* START Available data *

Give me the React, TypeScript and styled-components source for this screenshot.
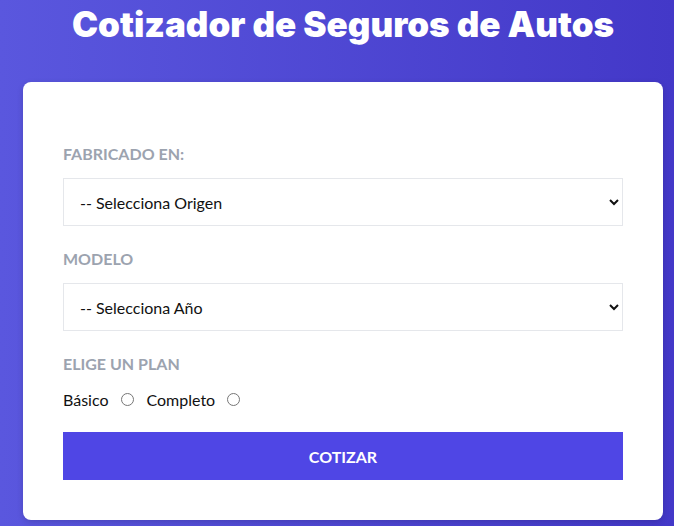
import styled, { createGlobalStyle } from 'styled-components';

const GlobalStyle = createGlobalStyle`
  * { box-sizing: border-box; }
  body {
    margin: 0;
    font-family: Lato, "Open Sans", sans-serif;
    background: linear-gradient(90deg, #5a57de 0%, #4338c8 100%);
    min-height: 100vh;
  }
`;

const plans = [
  { id: 'basico', name: 'Básico' },
  { id: 'completo', name: 'Completo' },
];

const App = () => {
  return (
    <>
      <GlobalStyle />
      <S.Page>
        <S.Title>Cotizador de Seguros de Autos</S.Title>
        <S.Card>
          <S.Form>
            <S.Field>
              <S.Label>Fabricado en:</S.Label>
              <S.Select defaultValue="">
                <option value="">-- Selecciona Origen</option>
              </S.Select>
            </S.Field>
            <S.Field>
              <S.Label>Modelo</S.Label>
              <S.Select defaultValue="">
                <option value="">-- Selecciona Año</option>
              </S.Select>
            </S.Field>
            <S.Field>
              <S.Label>Elige un plan</S.Label>
              <S.Radios>
                {plans.map((plan) => (
                  <S.RadioItem key={plan.id}>
                    {plan.name}
                    <S.Radio type="radio" name="plan" value={plan.id} />
                  </S.RadioItem>
                ))}
              </S.Radios>
            </S.Field>
            <S.Button type="button">Cotizar</S.Button>
          </S.Form>
        </S.Card>
      </S.Page>
    </>
  );
};

const S = {
  Page: styled.div`
    display: flex;
    flex-direction: column;
    align-items: center;
    padding: 0 0 0 12px;
  `,
  Title: styled.h1`
    margin: 4px 0 38px;
    font-family: Inter, "Noto Sans", sans-serif;
    font-weight: 900;
    font-size: 35px;
    line-height: 40px;
    color: #ffffff;
    text-align: center;
  `,
  Card: styled.div`
    width: 640px;
    background-color: #ffffff;
    border-radius: 8px;
    box-shadow: 0 2px 6px rgba(0, 0, 0, 0.15);
    padding: 60px 40px 40px;
  `,
  Form: styled.form`
    display: flex;
    flex-direction: column;
    gap: 21px;
  `,
  Field: styled.div`
    display: flex;
    flex-direction: column;
    gap: 12px;
  `,
  Label: styled.label`
    font-size: 16px;
    line-height: 24px;
    font-weight: 700;
    text-transform: uppercase;
    color: #9ca3af;
  `,
  Select: styled.select`
    width: 100%;
    height: 48px;
    padding: 0 12px;
    border: 1px solid #e5e7eb;
    border-radius: 0;
    background-color: #ffffff;
    font-family: Lato, "Open Sans", sans-serif;
    font-size: 16px;
    color: #111111;
  `,
  Radios: styled.div`
    display: flex;
    align-items: center;
    gap: 13px;
    height: 22px;
  `,
  RadioItem: styled.label`
    display: flex;
    align-items: center;
    gap: 12px;
    font-size: 16px;
    color: #111111;
  `,
  Radio: styled.input`
    margin: 0;
    width: 13px;
    height: 13px;
  `,
  Button: styled.button`
    margin-top: 1px;
    width: 100%;
    height: 48px;
    border: none;
    background-color: #4f46e5;
    color: #ffffff;
    font-family: Lato, "Open Sans", sans-serif;
    font-size: 16px;
    font-weight: 700;
    text-transform: uppercase;
    cursor: pointer;
  `,
};

export default App;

* END Available data *

▶ _Problem to work on_
Copy out every line of the listing that includes the string "components".

▶ _Task result_
Give me the React, TypeScript and styled-components source for this screenshot.
import styled, { createGlobalStyle } from 'styled-components';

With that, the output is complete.